COMMUNITY IMPACT
This assessment identifies which neighborhoods, roads, and city infrastructure in Aventura are most at risk from flooding and rising seas — information that can directly influence future capital projects, building rules, and emergency planning. Residents in low-lying areas may see new recommendations for flood-proofing or drainage improvements stemming from this study. While no immediate policy changes are being voted on, the findings typically shape future budgets and land-use decisions.
PROFESSIONAL ANALYSIS
The FDEP Resilient Florida Program requires participating municipalities to complete vulnerability assessments as a prerequisite for accessing state resilience grant funding under Florida Statute §380.093. The Aventura presentation signals the city has completed or is finalizing this assessment phase, positioning it to pursue subsequent Resilient Florida planning and infrastructure grants in upcoming funding cycles.
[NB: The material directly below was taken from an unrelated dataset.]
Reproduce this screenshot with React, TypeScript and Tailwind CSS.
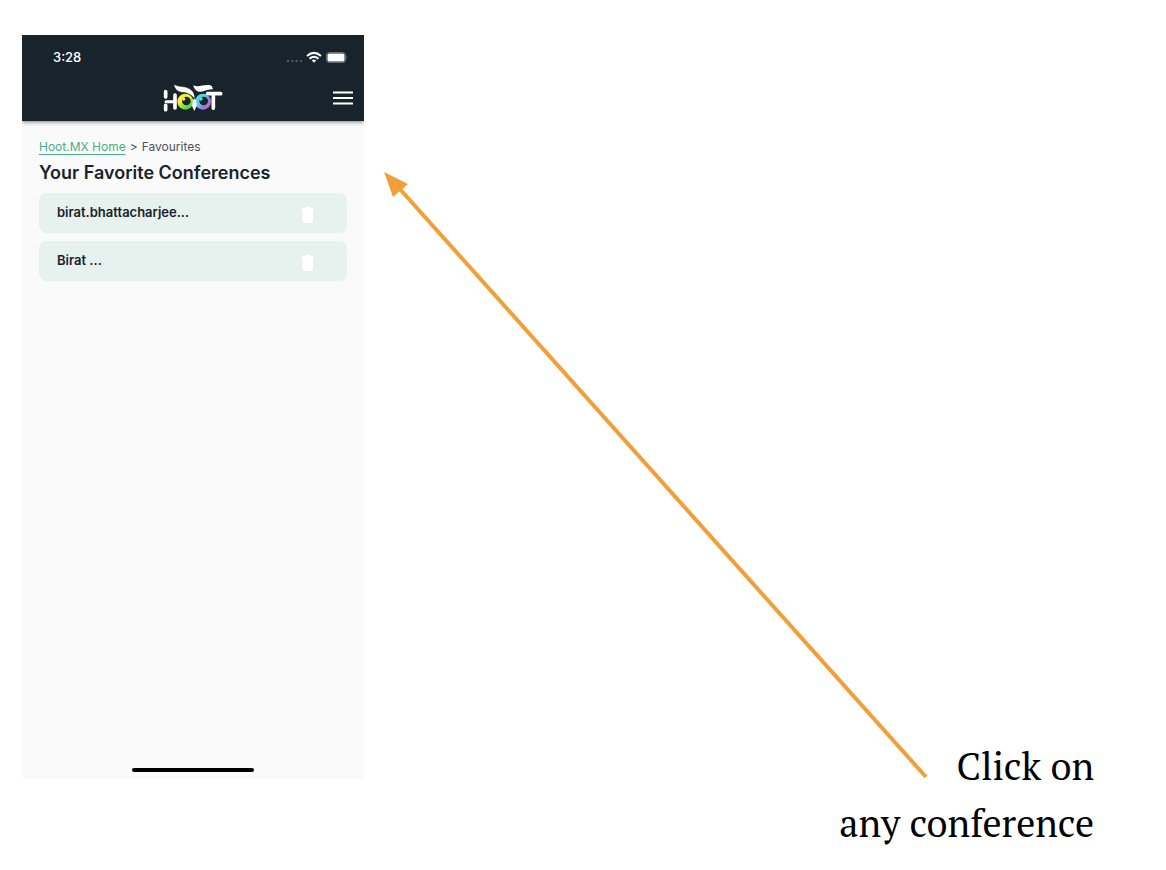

Real estate professionals and lenders should note that the assessment's risk maps and findings may inform future amendments to local floodplain management regulations, concurrency requirements, or future land-use map overlays — all of which affect developable land values and insurance underwriting in coastal Aventura. Construction and engineering firms should monitor any capital improvement priorities that emerge from the vulnerability findings, as FDEP-backed resilience projects often move to design and procurement within 12–24 months of assessment completion. No vote is scheduled for this item; it is a presentation/briefing only. The Signal: Track the specific infrastructure gaps and high-risk corridors identified in the assessment — these represent the pipeline for Aventura's next round of resilience-related RFPs and grant applications.